- [Requirements] Extract the lines of the material below, beginning with the first and ending with the line that holds "</style></head><body>". Skip every picture.
^^^^^^^^
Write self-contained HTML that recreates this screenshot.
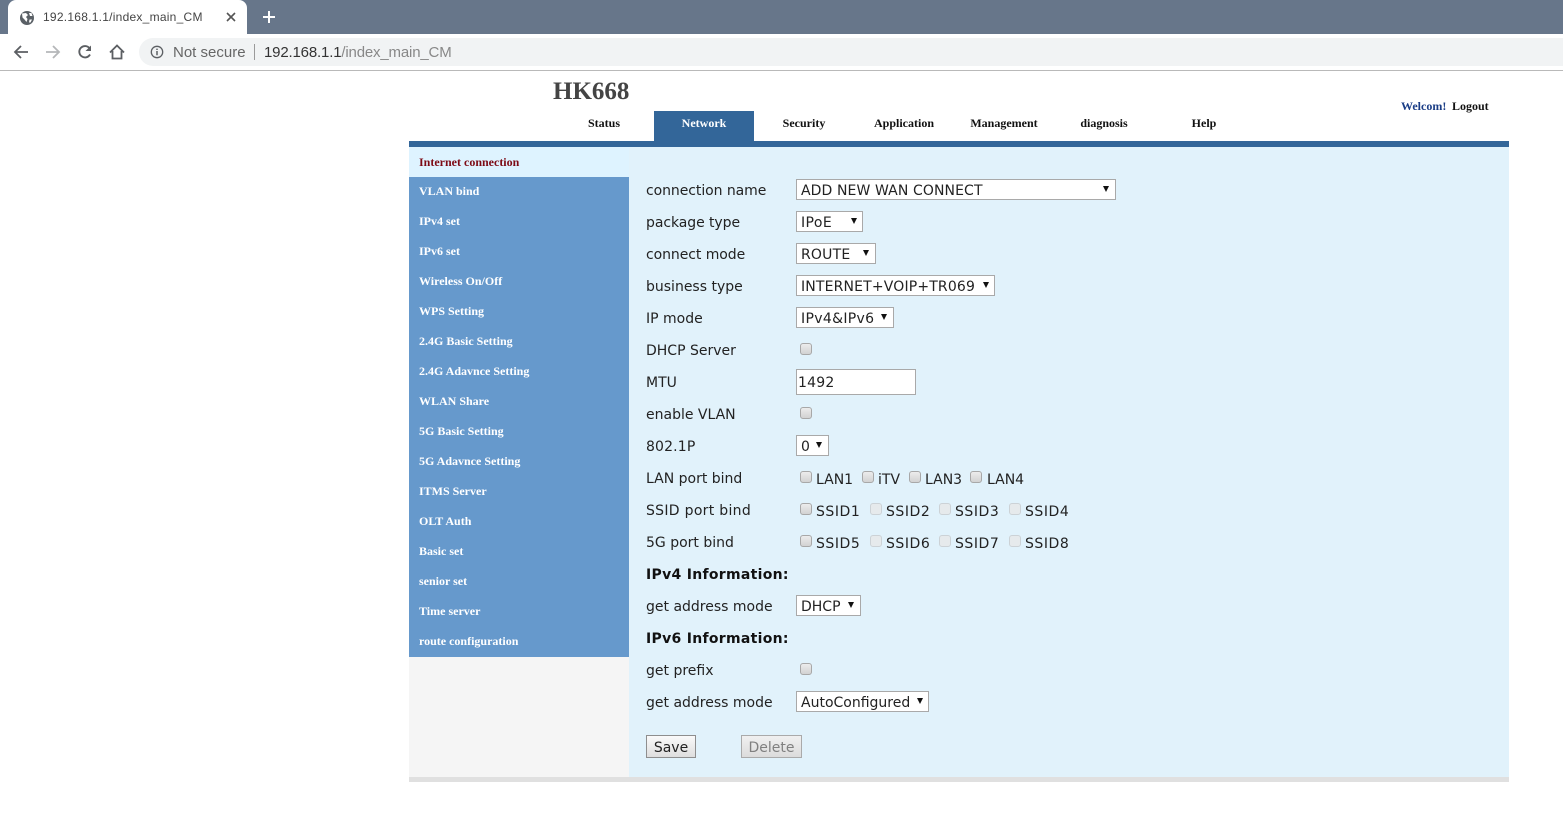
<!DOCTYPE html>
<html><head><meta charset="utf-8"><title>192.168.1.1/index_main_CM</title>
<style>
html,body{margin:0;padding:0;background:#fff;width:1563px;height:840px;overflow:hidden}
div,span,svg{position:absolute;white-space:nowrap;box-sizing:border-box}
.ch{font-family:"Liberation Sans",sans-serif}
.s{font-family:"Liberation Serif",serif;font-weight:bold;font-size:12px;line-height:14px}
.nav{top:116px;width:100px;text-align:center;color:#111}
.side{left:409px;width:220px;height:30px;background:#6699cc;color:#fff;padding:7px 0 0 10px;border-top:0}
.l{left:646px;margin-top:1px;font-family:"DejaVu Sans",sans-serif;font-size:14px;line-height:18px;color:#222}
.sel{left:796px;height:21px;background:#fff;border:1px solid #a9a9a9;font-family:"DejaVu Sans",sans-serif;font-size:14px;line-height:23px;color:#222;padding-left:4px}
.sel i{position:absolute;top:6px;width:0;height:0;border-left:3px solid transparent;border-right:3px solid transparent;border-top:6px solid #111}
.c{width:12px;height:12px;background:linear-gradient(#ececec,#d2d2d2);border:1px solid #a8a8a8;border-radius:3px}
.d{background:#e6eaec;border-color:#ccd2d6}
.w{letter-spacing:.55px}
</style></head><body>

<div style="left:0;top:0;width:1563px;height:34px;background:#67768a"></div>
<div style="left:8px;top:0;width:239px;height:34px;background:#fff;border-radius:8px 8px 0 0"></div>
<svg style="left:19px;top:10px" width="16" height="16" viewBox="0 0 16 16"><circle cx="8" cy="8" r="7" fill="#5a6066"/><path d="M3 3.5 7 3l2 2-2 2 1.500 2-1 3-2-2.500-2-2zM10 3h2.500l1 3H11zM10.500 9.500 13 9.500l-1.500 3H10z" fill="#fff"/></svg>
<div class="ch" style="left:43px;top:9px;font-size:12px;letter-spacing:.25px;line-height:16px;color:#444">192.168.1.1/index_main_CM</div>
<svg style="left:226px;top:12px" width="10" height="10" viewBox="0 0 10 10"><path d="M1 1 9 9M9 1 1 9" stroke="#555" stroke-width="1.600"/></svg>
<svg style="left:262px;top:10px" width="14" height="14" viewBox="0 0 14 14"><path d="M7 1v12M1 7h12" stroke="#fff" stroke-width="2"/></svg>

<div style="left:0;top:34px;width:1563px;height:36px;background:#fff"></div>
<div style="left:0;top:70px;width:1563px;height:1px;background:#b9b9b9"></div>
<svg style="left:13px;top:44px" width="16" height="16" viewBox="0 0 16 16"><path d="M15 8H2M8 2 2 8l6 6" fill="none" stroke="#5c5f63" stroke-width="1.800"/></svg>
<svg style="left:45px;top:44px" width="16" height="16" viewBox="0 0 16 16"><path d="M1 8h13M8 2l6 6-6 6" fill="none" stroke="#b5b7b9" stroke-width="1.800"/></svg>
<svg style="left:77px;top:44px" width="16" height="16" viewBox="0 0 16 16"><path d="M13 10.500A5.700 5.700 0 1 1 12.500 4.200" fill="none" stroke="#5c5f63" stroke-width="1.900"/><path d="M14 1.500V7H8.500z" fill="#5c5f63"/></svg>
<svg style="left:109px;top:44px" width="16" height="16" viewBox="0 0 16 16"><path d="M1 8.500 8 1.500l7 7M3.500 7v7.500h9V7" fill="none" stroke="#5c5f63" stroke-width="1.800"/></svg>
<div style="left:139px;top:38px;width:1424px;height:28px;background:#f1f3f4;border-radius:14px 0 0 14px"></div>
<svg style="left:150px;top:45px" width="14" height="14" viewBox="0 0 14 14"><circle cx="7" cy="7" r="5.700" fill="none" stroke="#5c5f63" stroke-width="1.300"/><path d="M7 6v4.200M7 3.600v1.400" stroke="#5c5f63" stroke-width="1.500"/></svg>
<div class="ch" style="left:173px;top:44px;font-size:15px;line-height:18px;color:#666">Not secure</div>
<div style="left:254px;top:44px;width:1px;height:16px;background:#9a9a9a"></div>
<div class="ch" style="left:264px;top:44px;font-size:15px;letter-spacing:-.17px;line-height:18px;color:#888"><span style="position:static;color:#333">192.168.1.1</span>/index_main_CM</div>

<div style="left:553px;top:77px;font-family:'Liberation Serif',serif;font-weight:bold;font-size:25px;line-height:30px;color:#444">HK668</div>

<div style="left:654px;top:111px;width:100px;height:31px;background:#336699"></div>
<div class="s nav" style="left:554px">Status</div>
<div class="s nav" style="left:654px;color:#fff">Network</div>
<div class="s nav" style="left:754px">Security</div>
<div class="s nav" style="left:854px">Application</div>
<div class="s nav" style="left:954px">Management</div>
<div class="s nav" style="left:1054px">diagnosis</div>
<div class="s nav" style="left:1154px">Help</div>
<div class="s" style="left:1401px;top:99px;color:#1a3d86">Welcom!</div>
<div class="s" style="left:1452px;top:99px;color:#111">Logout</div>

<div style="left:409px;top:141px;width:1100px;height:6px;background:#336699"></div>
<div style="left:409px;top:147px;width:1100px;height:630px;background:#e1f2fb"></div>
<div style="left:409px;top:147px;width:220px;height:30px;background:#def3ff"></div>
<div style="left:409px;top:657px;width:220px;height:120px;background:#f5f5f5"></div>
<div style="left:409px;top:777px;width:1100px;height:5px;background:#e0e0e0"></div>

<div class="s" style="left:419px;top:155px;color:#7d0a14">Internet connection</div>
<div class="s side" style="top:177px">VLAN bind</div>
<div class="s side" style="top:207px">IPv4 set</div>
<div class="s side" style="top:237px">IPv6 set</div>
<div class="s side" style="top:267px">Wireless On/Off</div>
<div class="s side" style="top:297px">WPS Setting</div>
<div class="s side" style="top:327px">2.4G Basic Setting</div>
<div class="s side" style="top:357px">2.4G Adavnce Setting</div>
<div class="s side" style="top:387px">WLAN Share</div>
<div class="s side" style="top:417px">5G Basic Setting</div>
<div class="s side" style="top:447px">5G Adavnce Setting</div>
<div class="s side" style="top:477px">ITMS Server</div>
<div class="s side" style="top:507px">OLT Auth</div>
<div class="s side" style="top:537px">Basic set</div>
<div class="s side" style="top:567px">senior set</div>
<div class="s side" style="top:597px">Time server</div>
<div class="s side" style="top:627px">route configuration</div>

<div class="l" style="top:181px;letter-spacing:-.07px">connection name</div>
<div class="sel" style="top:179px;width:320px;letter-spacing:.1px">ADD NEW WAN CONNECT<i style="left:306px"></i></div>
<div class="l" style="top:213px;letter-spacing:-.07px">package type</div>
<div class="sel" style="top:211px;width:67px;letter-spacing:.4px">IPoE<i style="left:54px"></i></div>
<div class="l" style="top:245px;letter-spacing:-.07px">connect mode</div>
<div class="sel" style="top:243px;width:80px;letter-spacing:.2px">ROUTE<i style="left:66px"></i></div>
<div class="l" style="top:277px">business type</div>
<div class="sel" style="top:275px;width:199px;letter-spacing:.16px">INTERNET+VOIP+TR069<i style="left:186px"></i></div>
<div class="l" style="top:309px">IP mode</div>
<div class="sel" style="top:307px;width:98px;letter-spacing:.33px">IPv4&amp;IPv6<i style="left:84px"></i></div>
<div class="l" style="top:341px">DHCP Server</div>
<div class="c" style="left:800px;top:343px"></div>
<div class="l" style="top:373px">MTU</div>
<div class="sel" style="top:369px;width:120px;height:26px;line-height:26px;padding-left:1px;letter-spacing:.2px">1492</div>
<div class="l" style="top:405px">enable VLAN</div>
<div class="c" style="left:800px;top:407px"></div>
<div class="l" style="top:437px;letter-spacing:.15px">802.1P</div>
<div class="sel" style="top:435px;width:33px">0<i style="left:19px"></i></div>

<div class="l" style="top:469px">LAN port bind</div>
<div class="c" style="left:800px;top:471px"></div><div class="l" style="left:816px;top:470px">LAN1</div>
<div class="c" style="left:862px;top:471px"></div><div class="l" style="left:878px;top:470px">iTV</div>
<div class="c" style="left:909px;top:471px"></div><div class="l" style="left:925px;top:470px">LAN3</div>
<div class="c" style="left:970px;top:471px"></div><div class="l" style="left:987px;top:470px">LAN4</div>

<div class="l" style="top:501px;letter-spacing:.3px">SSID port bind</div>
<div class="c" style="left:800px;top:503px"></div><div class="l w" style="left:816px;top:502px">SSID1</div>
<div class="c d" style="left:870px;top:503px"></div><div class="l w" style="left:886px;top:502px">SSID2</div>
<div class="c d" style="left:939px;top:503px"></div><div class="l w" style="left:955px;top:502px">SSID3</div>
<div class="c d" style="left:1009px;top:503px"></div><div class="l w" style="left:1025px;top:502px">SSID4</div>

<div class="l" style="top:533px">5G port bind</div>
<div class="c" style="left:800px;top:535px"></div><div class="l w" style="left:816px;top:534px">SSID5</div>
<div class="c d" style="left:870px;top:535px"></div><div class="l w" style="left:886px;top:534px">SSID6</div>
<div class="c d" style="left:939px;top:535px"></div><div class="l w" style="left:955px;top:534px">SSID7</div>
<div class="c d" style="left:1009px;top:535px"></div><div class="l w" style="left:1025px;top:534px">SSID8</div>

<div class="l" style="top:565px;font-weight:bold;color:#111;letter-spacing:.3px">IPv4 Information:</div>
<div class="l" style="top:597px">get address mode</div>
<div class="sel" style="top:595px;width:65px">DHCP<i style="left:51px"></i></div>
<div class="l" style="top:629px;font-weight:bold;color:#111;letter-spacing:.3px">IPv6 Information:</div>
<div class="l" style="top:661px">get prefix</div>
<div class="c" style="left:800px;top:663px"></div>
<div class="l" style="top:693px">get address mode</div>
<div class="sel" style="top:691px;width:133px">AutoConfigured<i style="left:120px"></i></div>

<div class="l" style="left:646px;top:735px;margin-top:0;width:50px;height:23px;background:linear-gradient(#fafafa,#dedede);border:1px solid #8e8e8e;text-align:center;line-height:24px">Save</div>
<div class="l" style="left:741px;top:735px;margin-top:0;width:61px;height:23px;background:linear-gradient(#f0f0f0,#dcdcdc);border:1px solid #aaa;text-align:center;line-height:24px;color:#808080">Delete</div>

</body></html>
^^^^^^^^
- [Expected output]
Write self-contained HTML that recreates this screenshot.
<!DOCTYPE html>
<html><head><meta charset="utf-8"><title>192.168.1.1/index_main_CM</title>
<style>
html,body{margin:0;padding:0;background:#fff;width:1563px;height:840px;overflow:hidden}
div,span,svg{position:absolute;white-space:nowrap;box-sizing:border-box}
.ch{font-family:"Liberation Sans",sans-serif}
.s{font-family:"Liberation Serif",serif;font-weight:bold;font-size:12px;line-height:14px}
.nav{top:116px;width:100px;text-align:center;color:#111}
.side{left:409px;width:220px;height:30px;background:#6699cc;color:#fff;padding:7px 0 0 10px;border-top:0}
.l{left:646px;margin-top:1px;font-family:"DejaVu Sans",sans-serif;font-size:14px;line-height:18px;color:#222}
.sel{left:796px;height:21px;background:#fff;border:1px solid #a9a9a9;font-family:"DejaVu Sans",sans-serif;font-size:14px;line-height:23px;color:#222;padding-left:4px}
.sel i{position:absolute;top:6px;width:0;height:0;border-left:3px solid transparent;border-right:3px solid transparent;border-top:6px solid #111}
.c{width:12px;height:12px;background:linear-gradient(#ececec,#d2d2d2);border:1px solid #a8a8a8;border-radius:3px}
.d{background:#e6eaec;border-color:#ccd2d6}
.w{letter-spacing:.55px}
</style></head><body>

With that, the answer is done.